Secondo la nuova Carta, le leggi che sono state emesse in precedenza rimarranno in vigore ”a meno che non vengano abrogate o modificate”. L'articolo 56 della Carta stabilisce che “ogni cittadino ha il diritto illimitato alla libertà di espressione, di ricevere e pubblicare informazioni e pubblicazioni e di accedere alla stampa, senza pregiudizio dell'ordine pubblico, della sicurezza e della morale, come definiti dalla legge”.

In effetti, la legge a cui si fa riferimento nella Carta è il Sudanese Freedom to Information Act, che con le sue carenze, è stato progettato non per liberare le persone, ma piuttosto per aiutare a servire coloro che governano rendendo difficile l'accesso alle informazioni.

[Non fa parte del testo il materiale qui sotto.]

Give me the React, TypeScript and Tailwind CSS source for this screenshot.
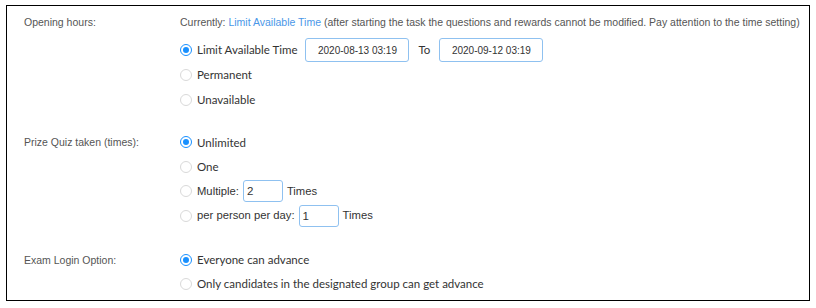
import React, { useState } from 'react';

type RadioProps = {
    checked: boolean;
    onChange: () => void;
    children: React.ReactNode;
    className?: string;
};

const Radio: React.FC<RadioProps> = ({ checked, onChange, children, className }) => (
    <label className={`flex items-center cursor-pointer ${className ?? ''}`} onClick={onChange}>
        <span
            className={`mr-[5px] flex h-[12px] w-[12px] shrink-0 items-center justify-center rounded-full border bg-white ${
                checked ? 'border-[#1890ff]' : 'border-[#d9d9d9]'
            }`}
        >
            {checked && <span className="h-[6px] w-[6px] rounded-full bg-[#1890ff]" />}
        </span>
        <span className="flex items-center whitespace-nowrap text-[11.5px] text-[#333]">{children}</span>
    </label>
);

// count inputs use the Arial-ish font, like the text around them
const CountRow: React.FC<{ label: string; value: string; onChange: (v: string) => void }> = ({ label, value, onChange }) => (
    <span className="flex items-center font-['Liberation_Sans',Arial,sans-serif] text-[11.25px]">
        <span className="mr-[4px]">{label}</span>
        <input
            value={value}
            onChange={(e) => onChange(e.target.value)}
            className="h-[22px] w-[40px] rounded-[3px] border border-[#8fc1f0] bg-white px-[3px] text-[11.5px] text-[#333] outline-none"
        />
        <span className="ml-[4px]">Times</span>
    </span>
);

const Label: React.FC<{ children: React.ReactNode }> = ({ children }) => (
    <div className="w-[156px] shrink-0 pt-[5px] font-['Liberation_Sans',Arial,sans-serif] text-[10.5px] text-[#555]">
        {children}
    </div>
);

export default function App() {
    const [hours, setHours] = useState('limit');
    const [taken, setTaken] = useState('unlimited');
    const [login, setLogin] = useState('everyone');
    const [multiple, setMultiple] = useState('2');
    const [perDay, setPerDay] = useState('1');

    return (
        <div className="h-[308px] w-[816px] bg-white pl-[6px] pt-[5px] font-['Lato',sans-serif]">
            <div className="flex h-[296px] w-[804px] flex-col border border-black bg-white pl-[17px] pt-[4px]">
                {/* Opening hours */}
                <div className="flex">
                    <Label>Opening hours:</Label>
                    <div className="flex flex-col">
                        <div className="h-[24px] whitespace-nowrap pt-[5px] font-['Liberation_Sans',Arial,sans-serif] text-[10.5px] text-[#555]">
                            Currently: <span className="text-[#4a97e8]">Limit Available Time</span> (after starting the task the questions and rewards cannot be modified. Pay attention to the time setting)
                        </div>
                        <div className="mt-[4px] flex h-[24px] items-center">
                            <Radio checked={hours === 'limit'} onChange={() => setHours('limit')}>
                                Limit Available Time
                            </Radio>
                            <div className="ml-[8px] flex h-[24px] w-[104px] items-center justify-center rounded-[3px] border border-[#8fc1f0] font-['Liberation_Sans',Arial,sans-serif] text-[10px] text-[#333]">
                                2020-08-13 03:19
                            </div>
                            <span className="mx-[9px] text-[11.5px] text-[#333]">To</span>
                            <div className="flex h-[24px] w-[104px] items-center justify-center rounded-[3px] border border-[#8fc1f0] font-['Liberation_Sans',Arial,sans-serif] text-[10px] text-[#333]">
                                2020-09-12 03:19
                            </div>
                        </div>
                        <Radio className="h-[25px]" checked={hours === 'permanent'} onChange={() => setHours('permanent')}>
                            Permanent
                        </Radio>
                        <Radio className="h-[25px]" checked={hours === 'unavailable'} onChange={() => setHours('unavailable')}>
                            Unavailable
                        </Radio>
                    </div>
                </div>

                {/* Prize quiz */}
                <div className="mt-[18px] flex">
                    <Label>Prize Quiz taken (times):</Label>
                    <div className="flex flex-col">
                        <Radio className="h-[24.5px]" checked={taken === 'unlimited'} onChange={() => setTaken('unlimited')}>
                            Unlimited
                        </Radio>
                        <Radio className="h-[24.5px]" checked={taken === 'one'} onChange={() => setTaken('one')}>
                            One
                        </Radio>
                        <Radio className="h-[24.5px]" checked={taken === 'multiple'} onChange={() => setTaken('multiple')}>
                            <CountRow label="Multiple:" value={multiple} onChange={setMultiple} />
                        </Radio>
                        <Radio className="h-[24.5px]" checked={taken === 'perday'} onChange={() => setTaken('perday')}>
                            <CountRow label="per person per day:" value={perDay} onChange={setPerDay} />
                        </Radio>
                    </div>
                </div>

                {/* Exam login */}
                <div className="mt-[20px] flex">
                    <Label>Exam Login Option:</Label>
                    <div className="flex flex-col">
                        <Radio className="h-[24px]" checked={login === 'everyone'} onChange={() => setLogin('everyone')}>
                            Everyone can advance
                        </Radio>
                        <Radio className="h-[24px]" checked={login === 'group'} onChange={() => setLogin('group')}>
                            Only candidates in the designated group can get advance
                        </Radio>
                    </div>
                </div>
            </div>
        </div>
    );
}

Con la nomina di un nuovo governo di transizione e di un consiglio legislativo di transizione, che avrà il compito di modificare ed emanare nuove leggi, i cittadini hanno ora l'opportunità di discutere, discutere e proporre una nuova legge che risponda alle reali esigenze di un nuovo Sudan – un Sudan in cui la libertà di informazione serve il diritto del pubblico di sapere e permette ai cittadini di chiedere conto a chi ha il potere.

Sensibilizzare l'opinione pubblica sull'importanza di modificare questa legge sarà una sfida, ma questo è il vero significato della rivoluzione: una battaglia senza fine per la libertà al di là della semplice cacciata di un dittatore dalla sua poltrona.